BACKGROUND OF THE INVENTION
The invention relates to a gear shifting device for a multi-ratio gear-changing transmission.
The problem on which this invention is based is to provide a gear shifting device which makes variable synchronizing times and short gear shifting times possible.
The problem is solved with a gear shifting device with the disclosed of claim 1.
SUMMARY OF THE INVENTION
For each auxiliary unit of the gear-changing transmission, it is proposed that the unit be comprised of valves, shift cylinders, pistons and gear-shifting elements. Pulsed 2/2-way valves are used as release valves. At the same time, a displacement measuring device is used which indicates the actual position of the piston in relation to the shift cylinder.
When engaging the gear wheels in a torque-transmitting connection, it is possible to adapt shift force with the shift time. The adaptation preferably consists of the valves being loaded at a higher frequency when engaging the connection than when disengaging.
In another advantageous development, the pulse frequency of the 2/2-way valves provided when shifting gear on level ground is different from the pulse frequency when shifting gear on non-level ground, i.e. on uphill and downhill gradients. The pulse frequency when shifting gear on level ground is advantageously lower than on a non-level road.
In another advantageous development, the pulsed valve is operated with a voltage which amounts to a multiple of the standard voltage.
The displacement measuring device is preferably situated within the shift cylinder, but it can also be provided in a position outside the shift cylinder where it is connected with the movable part of the unit.
In another advantageous development, the piston of the auxiliary unit is placed upon a piston rod upon which it is axially movable. Upon the piston rod is provided the pistons of the gear shift units of several auxiliary units without hindering each other.
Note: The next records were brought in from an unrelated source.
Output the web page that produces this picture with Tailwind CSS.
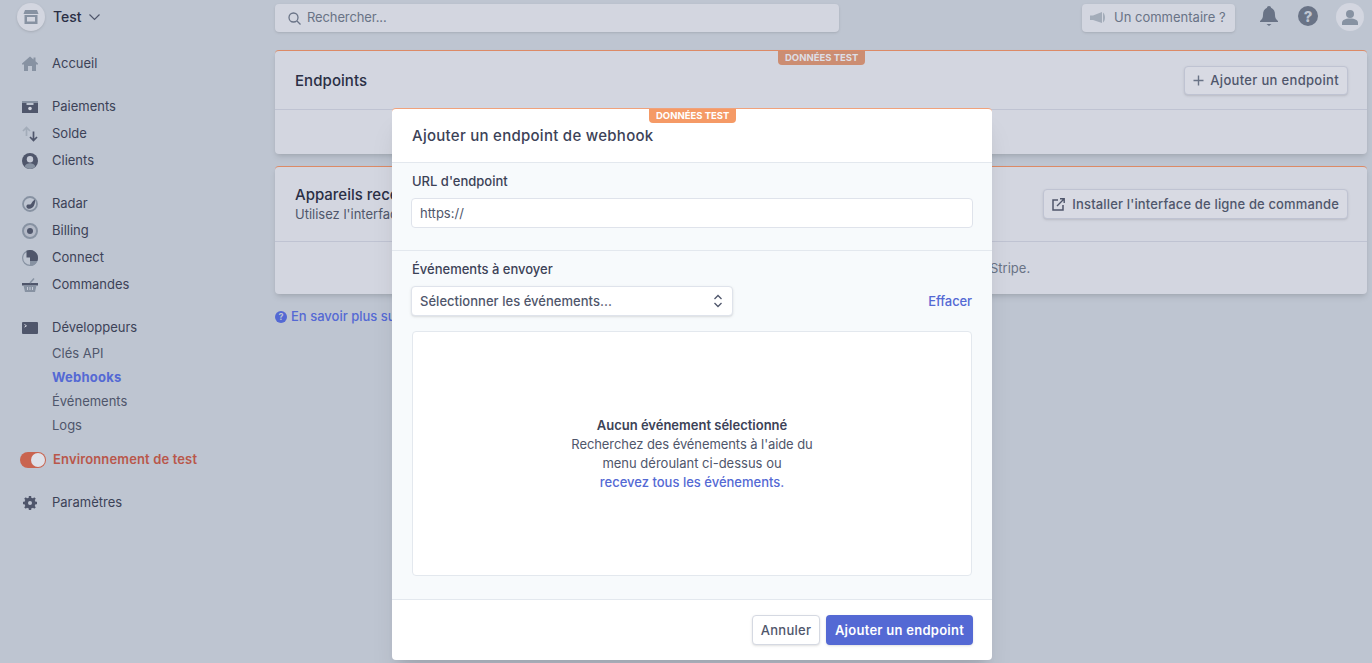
<!DOCTYPE html>
<html>
<head>
    <meta charset="UTF-8">
    <title>Webhooks - Stripe</title>
    <script src="https://cdn.jsdelivr.net/npm/@tailwindcss/browser@4"></script>
</head>
<body class="relative h-[663px] w-[1372px] overflow-hidden bg-[#bec5d1] font-['Inter',sans-serif] text-[13px] text-[#3c4257] antialiased">
    <div class="flex">
        <!-- Menu lateral -->
        <aside class="w-[275px] shrink-0 pl-[17px]">
            <div class="flex h-[34px] items-center">
                <div class="flex size-[28px] items-center justify-center rounded-full bg-[#d3d6e0] shadow-sm">
                    <svg width="16" height="16" viewBox="0 0 16 16"><path d="M2 1h12l1.500 4H.5z" fill="#8792a2"/><path d="M1.500 6h13v9h-13z" fill="#8792a2"/><path d="M4 8h8v4.500H4z" fill="#d3d6e0"/></svg>
                </div>
                <span class="ml-[8px] text-sm font-medium text-[#2a2f45]">Test</span>
                <svg class="ml-[7px]" width="11" height="8" viewBox="0 0 11 8"><path d="M.5 1.500l5 5 5-5" fill="none" stroke="#4f566b" stroke-width="1.200"/></svg>
            </div>

            <nav class="-ml-[17px] mt-[16.500px] pl-[22px]">
                <div class="flex h-[27px] items-center gap-[14px]">
                    <svg width="16" height="16" viewBox="0 0 16 16"><path d="M8 .5L0 7.500v1h2V15h4v-5h4v5h4V8.500h2v-1l-2.500-2.200V1.500h-2v2z" fill="#8792a2"/></svg>
                    <span>Accueil</span>
                </div>

                <div class="mt-[16px] flex h-[27px] items-center gap-[14px]">
                    <svg width="16" height="16" viewBox="0 0 16 16"><path d="M0 2h16v2H0z" fill="#8792a2"/><path d="M0 4h4.500V6h7V4H16v10H0z" fill="#4f566b"/><circle cx="8" cy="9.500" r="1.800" fill="#d3d6e0"/></svg>
                    <span>Paiements</span>
                </div>
                <div class="flex h-[27px] items-center gap-[14px]">
                    <svg width="16" height="16" viewBox="0 0 16 16"><path d="M4.500 10V1.500M1 5l3.500-3.500L8 5" fill="none" stroke="#a3acb9" stroke-width="1.700"/><path d="M11.500 5.500v9M8 11l3.500 3.500L15 11" fill="none" stroke="#4f566b" stroke-width="1.700"/></svg>
                    <span>Solde</span>
                </div>
                <div class="flex h-[27px] items-center gap-[14px]">
                    <svg width="16" height="16" viewBox="0 0 16 16"><circle cx="8" cy="8" r="8" fill="#4f566b"/><circle cx="8" cy="6.300" r="3.200" fill="#c5cad6"/><path d="M2.600 13.500c1-2.500 3-3.300 5.400-3.300s4.400.8 5.400 3.300A8 8 0 0 1 8 16a8 8 0 0 1-5.400-2.500z" fill="#8792a2"/></svg>
                    <span>Clients</span>
                </div>

                <div class="mt-[16px] flex h-[27px] items-center gap-[14px]">
                    <svg width="16" height="16" viewBox="0 0 16 16"><circle cx="8" cy="8" r="7" fill="none" stroke="#8792a2" stroke-width="1.800"/><path d="M13 3.500c.5 4.500-1.500 9-5.500 9.300C5 13 3.500 10.500 5 9c1-1 3 .2 4-1 1-1.500 2-3.500 4-4.500z" fill="#4f566b"/></svg>
                    <span>Radar</span>
                </div>
                <div class="flex h-[27px] items-center gap-[14px]">
                    <svg width="16" height="16" viewBox="0 0 16 16"><circle cx="8" cy="8" r="7" fill="#b4bac7" stroke="#8792a2" stroke-width="2"/><circle cx="8" cy="8" r="3" fill="#4f566b"/></svg>
                    <span>Billing</span>
                </div>
                <div class="flex h-[27px] items-center gap-[14px]">
                    <svg width="16" height="16" viewBox="0 0 16 16"><circle cx="8" cy="8" r="7.400" fill="none" stroke="#8792a2" stroke-width="1.200"/><path d="M4.500 .8A8 8 0 0 1 16 8a8 8 0 0 1-.6 3H8V7.500H4.500z" fill="#4f566b"/><path d="M8 11h7.400A8 8 0 0 1 8 16z" fill="#8792a2"/></svg>
                    <span>Connect</span>
                </div>
                <div class="flex h-[27px] items-center gap-[14px]">
                    <svg width="16" height="16" viewBox="0 0 16 16"><path d="M0 6h16v2.500H0z" fill="#4f566b"/><path d="M1.500 8.500h13L13 15H3z" fill="#8792a2"/><path d="M8 6l4-4.500" stroke="#8792a2" stroke-width="1.500"/><path d="M5.500 10v3M8 10v3M10.500 10v3" stroke="#c5cad6"/></svg>
                    <span>Commandes</span>
                </div>

                <div class="mt-[16px] flex h-[27px] items-center gap-[14px]">
                    <svg width="16" height="16" viewBox="0 0 16 16"><rect y="2" width="16" height="12" rx="1" fill="#4f566b"/><path d="M2.500 4.500l2 1.300-2 1.300" fill="none" stroke="#d3d6e0"/></svg>
                    <span>Développeurs</span>
                </div>
                <div class="ml-[30px] text-[#4f566b]">
                    <div class="flex h-[24px] items-center">Clés API</div>
                    <div class="flex h-[24px] items-center font-bold tracking-[.25px] text-[#5469d4]">Webhooks</div>
                    <div class="flex h-[24px] items-center">Événements</div>
                    <div class="flex h-[24px] items-center">Logs</div>
                </div>

                <div class="-ml-[2px] mt-[8.500px] flex h-[27px] items-center">
                    <div class="flex h-[16px] w-[26px] items-center justify-end rounded-full bg-[#c9644f] pr-[1px]">
                        <div class="size-[14px] rounded-full bg-[#dfe1e8]"></div>
                    </div>
                    <span class="ml-[7px] font-semibold tracking-[.14px] text-[#b9574a]">Environnement de test</span>
                </div>

                <div class="mt-[16px] flex h-[27px] items-center gap-[14px]">
                    <svg width="16" height="16" viewBox="0 0 16 16"><circle cx="8" cy="8" r="4.300" fill="none" stroke="#4f566b" stroke-width="2.600"/><path d="M8 1v14M1 8h14M3 3l10 10M13 3L3 13" stroke="#4f566b" stroke-width="2.400"/><circle cx="8" cy="8" r="2" fill="#bec5d1"/></svg>
                    <span>Paramètres</span>
                </div>
            </nav>
        </aside>

        <!-- Contenu -->
        <main class="w-[1092px]">
            <div class="flex h-[50px] items-start pt-[4px]">
                <div class="flex h-[28px] w-[564px] items-center gap-[6px] rounded bg-[#d3d6e0] pl-[13px] text-[#697386] shadow-sm">
                    <svg width="13" height="13" viewBox="0 0 13 13"><circle cx="5.500" cy="5.500" r="4.500" fill="none" stroke="#697386" stroke-width="1.300"/><path d="M9 9l3.500 3.500" stroke="#697386" stroke-width="1.300"/></svg>
                    <span class="tracking-[-.12px]">Rechercher...</span>
                </div>
                <div class="ml-[243px] flex h-[28px] w-[153px] items-center gap-[9px] rounded bg-[#d3d6e0] pl-[8px] text-[#697386] shadow-sm">
                    <svg width="15" height="12" viewBox="0 0 15 12"><path d="M0 3.500h3L12 0v11L3 8H0z" fill="#a3acb9"/><path d="M13 .5c1.300 1 2 3 2 5s-.7 4-2 5z" fill="#a3acb9"/></svg>
                    <span>Un commentaire ?</span>
                </div>
                <svg class="ml-[25px] mt-[2px]" width="18" height="21" viewBox="0 0 18 21"><path d="M9 0c1.200 0 2 .8 2 1.800C14 3 15 5.500 15 9c0 3 1 4.500 3 6v1H0v-1c2-1.500 3-3 3-6 0-3.500 1-6 4-7.200C7 .8 7.800 0 9 0z" fill="#697386"/><path d="M6.500 18h5L9 20z" fill="#697386"/></svg>
                <div class="ml-[20px] mt-[2px] flex size-[20px] items-center justify-center rounded-full bg-[#697386] text-[15px] font-extrabold leading-none text-[#bec5d1]">?</div>
                <div class="ml-[18px] -mt-[1px] flex size-[28px] items-center justify-center rounded-full bg-[#d3d6e0]">
                    <svg width="16" height="16" viewBox="0 0 16 16"><circle cx="8" cy="5" r="4" fill="#8792a2"/><path d="M0 16v-2c0-3 3-4.500 8-4.500s8 1.500 8 4.500v2z" fill="#8792a2"/></svg>
                </div>
            </div>

            <section class="relative h-[104px] rounded border-t border-[#dc8a66] bg-[#d3d6e0] shadow-md">
                <span class="absolute left-[503px] top-0 rounded-b-sm bg-[#cc8d72] px-[7px] text-[9.500px] font-bold leading-[14px] text-[#dedfe6]">DONNÉES TEST</span>
                <div class="flex h-[59px] items-center justify-between border-b border-[#bfc3d2] pl-[20px] pr-[19px]">
                    <h2 class="pt-[2px] text-[15px] font-medium tracking-[.07px] text-[#2a2f45]">Endpoints</h2>
                    <div class="flex h-[29px] items-center gap-[6px] rounded border border-[#bfc3d2] bg-[#d8dae3] px-[8px] font-medium tracking-[.32px] text-[#4f566b] shadow-sm">
                        <svg width="11" height="11" viewBox="0 0 11 11"><path d="M5.500 .5v10M.5 5.500h10" stroke="#697386" stroke-width="1.400"/></svg>
                        <span class="pt-[1px]">Ajouter un endpoint</span>
                    </div>
                </div>
            </section>

            <section class="mt-[12px] h-[128px] rounded border-t border-[#dc8a66] bg-[#d3d6e0] shadow-md">
                <div class="flex h-[75px] items-center justify-between border-b border-[#bfc3d2] pl-[20px] pr-[19px]">
                    <div>
                        <h2 class="text-[15px] font-medium leading-[20px] text-[#2a2f45]">Appareils recents</h2>
                        <p class="leading-[19px] text-[#4f566b]">Utilisez l'interface</p>
                    </div>
                    <div class="flex h-[30px] items-center gap-[7px] rounded border border-[#bfc3d2] bg-[#d8dae3] px-[8px] font-medium tracking-[.15px] text-[#4f566b] shadow-sm">
                        <svg width="13" height="13" viewBox="0 0 13 13"><path d="M6 2H1v10h10V7" fill="none" stroke="#4f566b" stroke-width="1.500"/><path d="M5 8l7-7M8 .8h4.200V5" fill="none" stroke="#4f566b" stroke-width="1.400"/></svg>
                        <span class="pt-[1px]">Installer l'interface de ligne de commande</span>
                    </div>
                </div>
                <p class="mt-[17px] pl-[715px] text-[#697386]">Stripe.</p>
            </section>

            <div class="mt-[13px] flex items-center gap-[4px] font-medium text-[#5469d4]">
                <div class="flex size-[12px] items-center justify-center rounded-full bg-[#5469d4] text-[9px] font-bold leading-none text-[#bec5d1]">?</div>
                <span>En savoir plus sur les webhooks</span>
            </div>
        </main>
    </div>

    <!-- Fenetre modale -->
    <div class="absolute left-[392px] top-[108px] flex h-[552px] w-[600px] flex-col overflow-hidden rounded border-t border-[#f0a27c] bg-white shadow-xl">
        <span class="absolute left-[257px] top-0 rounded-b-sm bg-[#f59a66] px-[7px] text-[9.500px] font-bold leading-[14px] text-white">DONNÉES TEST</span>
        <div class="flex h-[54px] shrink-0 items-center border-b border-[#e3e8ee] pl-[20px] pt-[1px]">
            <h1 class="text-[15px] font-medium tracking-[.27px] text-[#3c4257]">Ajouter un endpoint de webhook</h1>
        </div>

        <div class="flex-1 bg-[#f7fafc]">
            <div class="h-[88px] border-b border-[#e3e8ee] px-[19px]">
                <label class="ml-px block pt-[9px] font-medium leading-[18px]">URL d'endpoint</label>
                <div class="mt-[8px] flex h-[30px] items-center rounded border border-[#dfe3eb] bg-white pl-[8px] pt-[1px] text-[#4f566b]">https://</div>
            </div>

            <div class="px-[19px]">
                <label class="ml-px block pt-[9px] font-medium leading-[18px]">Événements à envoyer</label>
                <div class="mt-[8px] flex items-center justify-between">
                    <div class="flex h-[30px] w-[322px] items-center justify-between rounded border border-[#dfe3eb] bg-white pl-[8px] pr-[9px] font-medium text-[#4f566b] shadow-sm">
                        <span class="pt-[1px] tracking-[.03px]">Sélectionner les événements...</span>
                        <svg width="10" height="14" viewBox="0 0 10 14"><path d="M1.500 5L5 1.500 8.500 5M1.500 9L5 12.500 8.500 9" fill="none" stroke="#4f566b" stroke-width="1.300"/></svg>
                    </div>
                    <span class="mr-px pt-[1px] font-medium tracking-[-.1px] text-[#5469d4]">Effacer</span>
                </div>
                <div class="ml-px mt-[15px] flex h-[245px] w-[560px] items-center justify-center rounded border border-[#e3e8ee] bg-white text-center leading-[19px] text-[#4f566b]">
                    <div>
                        <p class="font-semibold text-[#3c4257]">Aucun événement sélectionné</p>
                        <p class="tracking-[-.08px]">Recherchez des événements à l'aide du</p>
                        <p>menu déroulant ci-dessus ou</p>
                        <p class="font-medium text-[#5469d4]">recevez tous les événements.</p>
                    </div>
                </div>
            </div>
        </div>

        <div class="flex h-[61px] shrink-0 items-center justify-end gap-[6px] border-t border-[#e3e8ee] pr-[19px]">
            <div class="flex h-[30px] w-[68px] items-center justify-center rounded border border-[#d5d9e2] bg-white pt-[1px] font-medium tracking-[.25px] text-[#4f566b] shadow-sm">Annuler</div>
            <div class="flex h-[30px] w-[147px] items-center justify-center rounded bg-[#5469d4] pt-[1px] font-semibold tracking-[.26px] text-white shadow-sm">Ajouter un endpoint</div>
        </div>
    </div>
</body>
</html>
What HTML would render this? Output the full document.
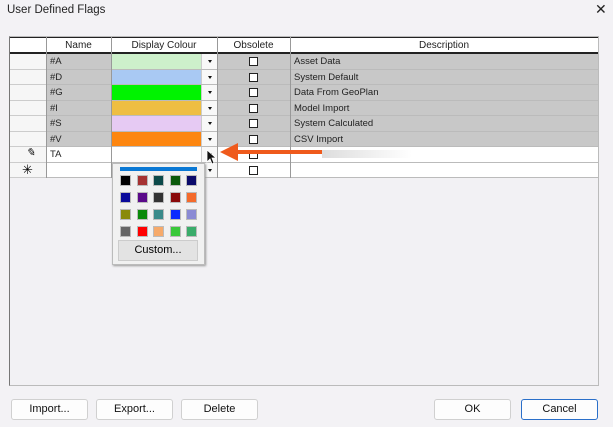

The units are preferably disposed in one row for the auxiliary unit concerned.
In another advantageous development, several gear shift units, of which each gear shift unit belongs to an auxiliary unit, are comprised in one part. The part can be assembled separately from the transmission and then adapted and attached to the transmission as a unit. This also makes separate production possible, and testing of a complete gear shifting device independent of the transmission type involved.
In another advantageous development, the shift units have stops which dampen the impact of the piston on the edges of the shift cylinders. The stops can be provided within the shift cylinder or also outside on a part of the shift units connected with the piston.
Contrary to already known gear shifting devices, this whole gear shifting device sits in the immediate proximity of the auxiliary unit. An auxiliary unit is preferably formed of two gear wheels which are disposed side by side in the transmission and can be alternately engaged in the torque transmission. An auxiliary unit, however, can also consist of only one gear wheel engageable in the torque transmission when, e.g. two opposite gear wheels do not have to be engaged when shifting gear to a reverse gear ratio.
By virtue of a compact unit arrangement, it is also possible to eliminate connecting elements between gear shift elements, preferably formed of shift forks or shift levers, and the shift cylinders and shift pistons. As already mentioned, in such connecting elements shift rods are essentially made of steel which to a great extent contributes to the total weight of the transmission. The reaction times between a command to trigger a gear shift and the movement of the shift element is clearly abbreviated by the elimination of the bulky shift rods to be moved.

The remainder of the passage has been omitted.